======== DATASET EXCERPT

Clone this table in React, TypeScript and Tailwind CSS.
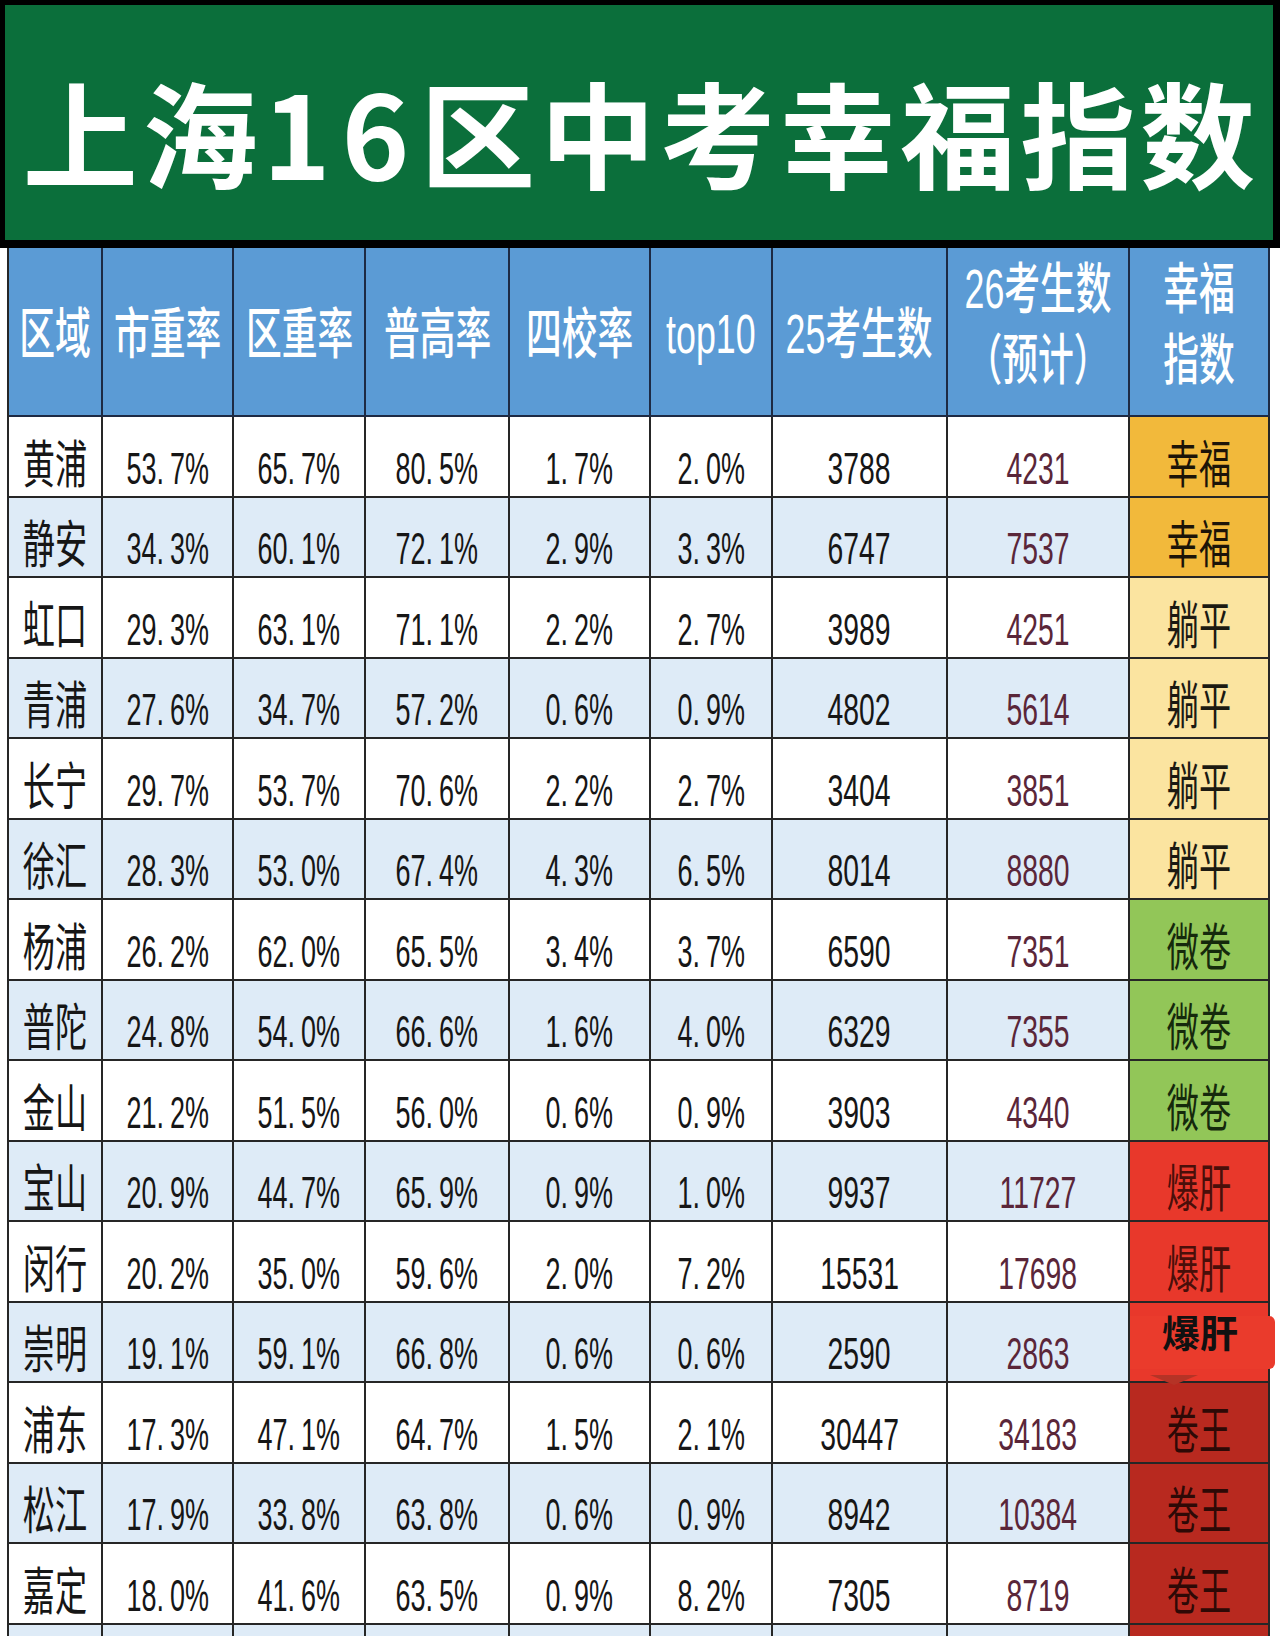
import React from "react";

type Row = {
  name: string;
  vals: string[];
  n25: string;
  n26: string;
  label: string;
};

const rows: Row[] = [
  { name: "黄浦", vals: ["53.7%", "65.7%", "80.5%", "1.7%", "2.0%"], n25: "3788", n26: "4231", label: "幸福" },
  { name: "静安", vals: ["34.3%", "60.1%", "72.1%", "2.9%", "3.3%"], n25: "6747", n26: "7537", label: "幸福" },
  { name: "虹口", vals: ["29.3%", "63.1%", "71.1%", "2.2%", "2.7%"], n25: "3989", n26: "4251", label: "躺平" },
  { name: "青浦", vals: ["27.6%", "34.7%", "57.2%", "0.6%", "0.9%"], n25: "4802", n26: "5614", label: "躺平" },
  { name: "长宁", vals: ["29.7%", "53.7%", "70.6%", "2.2%", "2.7%"], n25: "3404", n26: "3851", label: "躺平" },
  { name: "徐汇", vals: ["28.3%", "53.0%", "67.4%", "4.3%", "6.5%"], n25: "8014", n26: "8880", label: "躺平" },
  { name: "杨浦", vals: ["26.2%", "62.0%", "65.5%", "3.4%", "3.7%"], n25: "6590", n26: "7351", label: "微卷" },
  { name: "普陀", vals: ["24.8%", "54.0%", "66.6%", "1.6%", "4.0%"], n25: "6329", n26: "7355", label: "微卷" },
  { name: "金山", vals: ["21.2%", "51.5%", "56.0%", "0.6%", "0.9%"], n25: "3903", n26: "4340", label: "微卷" },
  { name: "宝山", vals: ["20.9%", "44.7%", "65.9%", "0.9%", "1.0%"], n25: "9937", n26: "11727", label: "爆肝" },
  { name: "闵行", vals: ["20.2%", "35.0%", "59.6%", "2.0%", "7.2%"], n25: "15531", n26: "17698", label: "爆肝" },
  { name: "崇明", vals: ["19.1%", "59.1%", "66.8%", "0.6%", "0.6%"], n25: "2590", n26: "2863", label: "爆肝" },
  { name: "浦东", vals: ["17.3%", "47.1%", "64.7%", "1.5%", "2.1%"], n25: "30447", n26: "34183", label: "卷王" },
  { name: "松江", vals: ["17.9%", "33.8%", "63.8%", "0.6%", "0.9%"], n25: "8942", n26: "10384", label: "卷王" },
  { name: "嘉定", vals: ["18.0%", "41.6%", "63.5%", "0.9%", "8.2%"], n25: "7305", n26: "8719", label: "卷王" },
];

const labelStyle: Record<string, string> = {
  幸福: "bg-[#f2b93b] text-[#1c1408]",
  躺平: "bg-[#fbe4a0] text-[#1c1a12]",
  微卷: "bg-[#92c658] text-[#15290c]",
  爆肝: "bg-[#e8382b] text-[#4a0f0a]",
  卷王: "bg-[#b8291f] text-[#2e0906]",
};

const headCell = "flex items-center justify-center border-r-2 border-b-2 border-[#1d2a44] bg-[#5b9bd5] text-white";
const bodyCell = "flex items-center justify-center border-r-2 border-b-2 border-[#262626]";
const narrow = "inline-block whitespace-nowrap leading-none";

function Pct({ v }: { v: string }) {
  const [a, b] = v.split(".");
  return (
    <>
      {a}.<span className="ml-[10px]">{b}</span>
    </>
  );
}

export default function App() {
  return (
    <div className="w-[1280px] h-[1636px] overflow-hidden bg-white font-['Liberation_Sans','Noto_Sans_CJK_SC',sans-serif]">
      <div className="bg-black pt-[5px] pl-[5px] pr-[7px] pb-[8px]">
        <div className="h-[235px] bg-[#0b6f3b] flex justify-center pt-[68px]">
          <h1 className="pl-[5px] text-[115px] leading-none font-bold text-white tracking-[5px] whitespace-nowrap font-['Noto_Sans_CJK_SC',sans-serif]">
            上海<span className="tracking-[11px]">16</span>区中考幸福指数
          </h1>
        </div>
      </div>

      <div className="ml-[7px] w-[1263px] border-l-2 border-[#262626] grid grid-cols-[94px_131px_132px_144px_141px_122px_175px_182px_140px]">
        {/* header */}
        {["区域", "市重率", "区重率", "普高率", "四校率", "top10", "25考生数"].map((h) => (
          <div key={h} className={`${headCell} h-[169px] pt-[6px]`}>
            <span className="inline-block whitespace-nowrap leading-none scale-x-[0.65] text-[55px] font-medium">{h}</span>
          </div>
        ))}
        <div className={`${headCell} h-[169px] pb-[13px]`}>
          <span className="inline-block whitespace-nowrap leading-[71px] scale-x-[0.65] text-[55px] font-medium text-center">
            26考生数
            <br />
            （预计）
          </span>
        </div>
        <div className={`${headCell} h-[169px] pb-[13px]`}>
          <span className="inline-block whitespace-nowrap leading-[71px] scale-x-[0.65] text-[55px] font-medium text-center">
            幸福
            <br />
            指数
          </span>
        </div>

        {/* body */}
        {rows.map((r, i) => {
          const bg = i % 2 === 1 ? "bg-[#deebf7]" : "bg-white";
          return (
            <React.Fragment key={r.name}>
              <div className={`${bodyCell} ${bg} h-[80.5px] pt-[18px] text-[#161616]`}>
                <span className={`${narrow} scale-x-[0.63] text-[51px]`}>{r.name}</span>
              </div>
              {r.vals.map((v, j) => (
                <div key={j} className={`${bodyCell} ${bg} h-[80.5px] pt-[24px] text-[#161616]`}>
                  <span className={`${narrow} scale-x-[0.6] text-[45px]`}>
                    <Pct v={v} />
                  </span>
                </div>
              ))}
              <div className={`${bodyCell} ${bg} h-[80.5px] pt-[24px] text-[#161616]`}>
                <span className={`${narrow} scale-x-[0.63] text-[45px]`}>{r.n25}</span>
              </div>
              <div className={`${bodyCell} ${bg} h-[80.5px] pt-[24px] text-[#5a2639]`}>
                <span className={`${narrow} scale-x-[0.63] text-[45px]`}>{r.n26}</span>
              </div>
              {r.name === "崇明" ? (
                <div className={`${bodyCell} ${labelStyle[r.label]} h-[80.5px] relative border-b-0`}>
                  <div className="absolute left-0 top-[13px] w-[145px] h-[53px] bg-[#ea3b2c] rounded-r-[6px]" />
                  <span className="absolute left-[32px] top-[9px] text-[38px] leading-none font-bold text-[#111] whitespace-nowrap font-['Noto_Sans_CJK_SC',sans-serif]">
                    {r.label}
                  </span>
                  <div className="absolute left-[20px] top-[72px] z-10 w-0 h-0 border-l-[24px] border-r-[24px] border-t-[10px] border-l-transparent border-r-transparent border-t-[#b53326]" />
                </div>
              ) : (
                <div className={`${bodyCell} ${labelStyle[r.label]} h-[80.5px] pt-[18px]`}>
                  <span className={`${narrow} scale-x-[0.63] text-[51px]`}>{r.label}</span>
                </div>
              )}
            </React.Fragment>
          );
        })}

        {/* partially visible next row */}
        {Array.from({ length: 8 }).map((_, j) => (
          <div key={`x${j}`} className={`${bodyCell} bg-[#deebf7] h-[80.5px]`} />
        ))}
        <div className={`${bodyCell} bg-[#b8291f] h-[80.5px]`} />
      </div>
    </div>
  );
}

================

## WHAT TO WORK ON
Copy out each line word for word, please, skipping the images.

## OUTPUT FOR THIS TASK
Clone this table in React, TypeScript and Tailwind CSS.
import React from "react";

type Row = {
  name: string;
  vals: string[];
  n25: string;
  n26: string;
  label: string;
};

const rows: Row[] = [
  { name: "黄浦", vals: ["53.7%", "65.7%", "80.5%", "1.7%", "2.0%"], n25: "3788", n26: "4231", label: "幸福" },
  { name: "静安", vals: ["34.3%", "60.1%", "72.1%", "2.9%", "3.3%"], n25: "6747", n26: "7537", label: "幸福" },
  { name: "虹口", vals: ["29.3%", "63.1%", "71.1%", "2.2%", "2.7%"], n25: "3989", n26: "4251", label: "躺平" },
  { name: "青浦", vals: ["27.6%", "34.7%", "57.2%", "0.6%", "0.9%"], n25: "4802", n26: "5614", label: "躺平" },
  { name: "长宁", vals: ["29.7%", "53.7%", "70.6%", "2.2%", "2.7%"], n25: "3404", n26: "3851", label: "躺平" },
  { name: "徐汇", vals: ["28.3%", "53.0%", "67.4%", "4.3%", "6.5%"], n25: "8014", n26: "8880", label: "躺平" },
  { name: "杨浦", vals: ["26.2%", "62.0%", "65.5%", "3.4%", "3.7%"], n25: "6590", n26: "7351", label: "微卷" },
  { name: "普陀", vals: ["24.8%", "54.0%", "66.6%", "1.6%", "4.0%"], n25: "6329", n26: "7355", label: "微卷" },
  { name: "金山", vals: ["21.2%", "51.5%", "56.0%", "0.6%", "0.9%"], n25: "3903", n26: "4340", label: "微卷" },
  { name: "宝山", vals: ["20.9%", "44.7%", "65.9%", "0.9%", "1.0%"], n25: "9937", n26: "11727", label: "爆肝" },
  { name: "闵行", vals: ["20.2%", "35.0%", "59.6%", "2.0%", "7.2%"], n25: "15531", n26: "17698", label: "爆肝" },
  { name: "崇明", vals: ["19.1%", "59.1%", "66.8%", "0.6%", "0.6%"], n25: "2590", n26: "2863", label: "爆肝" },
  { name: "浦东", vals: ["17.3%", "47.1%", "64.7%", "1.5%", "2.1%"], n25: "30447", n26: "34183", label: "卷王" },
  { name: "松江", vals: ["17.9%", "33.8%", "63.8%", "0.6%", "0.9%"], n25: "8942", n26: "10384", label: "卷王" },
  { name: "嘉定", vals: ["18.0%", "41.6%", "63.5%", "0.9%", "8.2%"], n25: "7305", n26: "8719", label: "卷王" },
];

const labelStyle: Record<string, string> = {
  幸福: "bg-[#f2b93b] text-[#1c1408]",
  躺平: "bg-[#fbe4a0] text-[#1c1a12]",
  微卷: "bg-[#92c658] text-[#15290c]",
  爆肝: "bg-[#e8382b] text-[#4a0f0a]",
  卷王: "bg-[#b8291f] text-[#2e0906]",
};

const headCell = "flex items-center justify-center border-r-2 border-b-2 border-[#1d2a44] bg-[#5b9bd5] text-white";
const bodyCell = "flex items-center justify-center border-r-2 border-b-2 border-[#262626]";
const narrow = "inline-block whitespace-nowrap leading-none";

function Pct({ v }: { v: string }) {
  const [a, b] = v.split(".");
  return (
    <>
      {a}.<span className="ml-[10px]">{b}</span>
    </>
  );
}

export default function App() {
  return (
    <div className="w-[1280px] h-[1636px] overflow-hidden bg-white font-['Liberation_Sans','Noto_Sans_CJK_SC',sans-serif]">
      <div className="bg-black pt-[5px] pl-[5px] pr-[7px] pb-[8px]">
        <div className="h-[235px] bg-[#0b6f3b] flex justify-center pt-[68px]">
          <h1 className="pl-[5px] text-[115px] leading-none font-bold text-white tracking-[5px] whitespace-nowrap font-['Noto_Sans_CJK_SC',sans-serif]">
            上海<span className="tracking-[11px]">16</span>区中考幸福指数
          </h1>
        </div>
      </div>

      <div className="ml-[7px] w-[1263px] border-l-2 border-[#262626] grid grid-cols-[94px_131px_132px_144px_141px_122px_175px_182px_140px]">
        {/* header */}
        {["区域", "市重率", "区重率", "普高率", "四校率", "top10", "25考生数"].map((h) => (
          <div key={h} className={`${headCell} h-[169px] pt-[6px]`}>
            <span className="inline-block whitespace-nowrap leading-none scale-x-[0.65] text-[55px] font-medium">{h}</span>
          </div>
        ))}
        <div className={`${headCell} h-[169px] pb-[13px]`}>
          <span className="inline-block whitespace-nowrap leading-[71px] scale-x-[0.65] text-[55px] font-medium text-center">
            26考生数
            <br />
            （预计）
          </span>
        </div>
        <div className={`${headCell} h-[169px] pb-[13px]`}>
          <span className="inline-block whitespace-nowrap leading-[71px] scale-x-[0.65] text-[55px] font-medium text-center">
            幸福
            <br />
            指数
          </span>
        </div>

        {/* body */}
        {rows.map((r, i) => {
          const bg = i % 2 === 1 ? "bg-[#deebf7]" : "bg-white";
          return (
            <React.Fragment key={r.name}>
              <div className={`${bodyCell} ${bg} h-[80.5px] pt-[18px] text-[#161616]`}>
                <span className={`${narrow} scale-x-[0.63] text-[51px]`}>{r.name}</span>
              </div>
              {r.vals.map((v, j) => (
                <div key={j} className={`${bodyCell} ${bg} h-[80.5px] pt-[24px] text-[#161616]`}>
                  <span className={`${narrow} scale-x-[0.6] text-[45px]`}>
                    <Pct v={v} />
                  </span>
                </div>
              ))}
              <div className={`${bodyCell} ${bg} h-[80.5px] pt-[24px] text-[#161616]`}>
                <span className={`${narrow} scale-x-[0.63] text-[45px]`}>{r.n25}</span>
              </div>
              <div className={`${bodyCell} ${bg} h-[80.5px] pt-[24px] text-[#5a2639]`}>
                <span className={`${narrow} scale-x-[0.63] text-[45px]`}>{r.n26}</span>
              </div>
              {r.name === "崇明" ? (
                <div className={`${bodyCell} ${labelStyle[r.label]} h-[80.5px] relative border-b-0`}>
                  <div className="absolute left-0 top-[13px] w-[145px] h-[53px] bg-[#ea3b2c] rounded-r-[6px]" />
                  <span className="absolute left-[32px] top-[9px] text-[38px] leading-none font-bold text-[#111] whitespace-nowrap font-['Noto_Sans_CJK_SC',sans-serif]">
                    {r.label}
                  </span>
                  <div className="absolute left-[20px] top-[72px] z-10 w-0 h-0 border-l-[24px] border-r-[24px] border-t-[10px] border-l-transparent border-r-transparent border-t-[#b53326]" />
                </div>
              ) : (
                <div className={`${bodyCell} ${labelStyle[r.label]} h-[80.5px] pt-[18px]`}>
                  <span className={`${narrow} scale-x-[0.63] text-[51px]`}>{r.label}</span>
                </div>
              )}
            </React.Fragment>
          );
        })}

        {/* partially visible next row */}
        {Array.from({ length: 8 }).map((_, j) => (
          <div key={`x${j}`} className={`${bodyCell} bg-[#deebf7] h-[80.5px]`} />
        ))}
        <div className={`${bodyCell} bg-[#b8291f] h-[80.5px]`} />
      </div>
    </div>
  );
}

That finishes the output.